New Legislation to Regulate Proxy Advisory Firms: Did you know there is a rule about to come out of the House (HR 5311) that will require more oversight of proxy advisors

– Glass Lewis and ISS? The proxy advisory firms argue that their recommendations affect less than 20% of the overall shares voted in proxy contests. The companies pressuring for the legislation counter that they hold an unwieldy amount of influence in the corporate governance process and need to be watched more closely. The companies also want to be able to comment or fact check recommendations before they are released publicly. Pundits believe it will be approved in the House in short order and move on to the Senate to debate. It’s bi-partisan and supported by very popular senators from Wisconsin and Delaware.

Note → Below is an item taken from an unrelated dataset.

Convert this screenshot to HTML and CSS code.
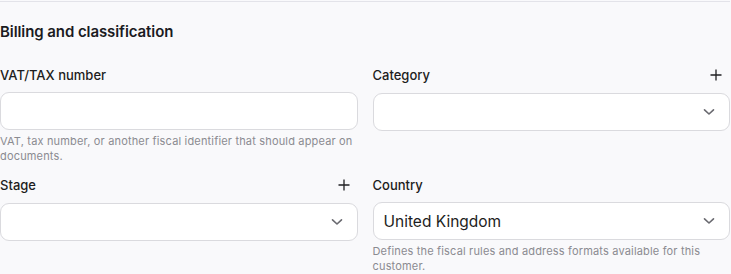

And, under the category, only in New York… The SEC has just reminded us (as if we had to be), don’t trade plumbing work for insider information. A former investment banker is now in hot water, as he was just arrested for providing a pipeline of information on pending mergers and acquisitions, before they became public knowledge. The plumber, who pleaded guilty to the charges and is cooperating with authorities, used the leaks to make a handy profit and “thanked” the banker in part with a full bathroom remodel. Of course, it all went down the drain, and now the investment banker could be going up the river.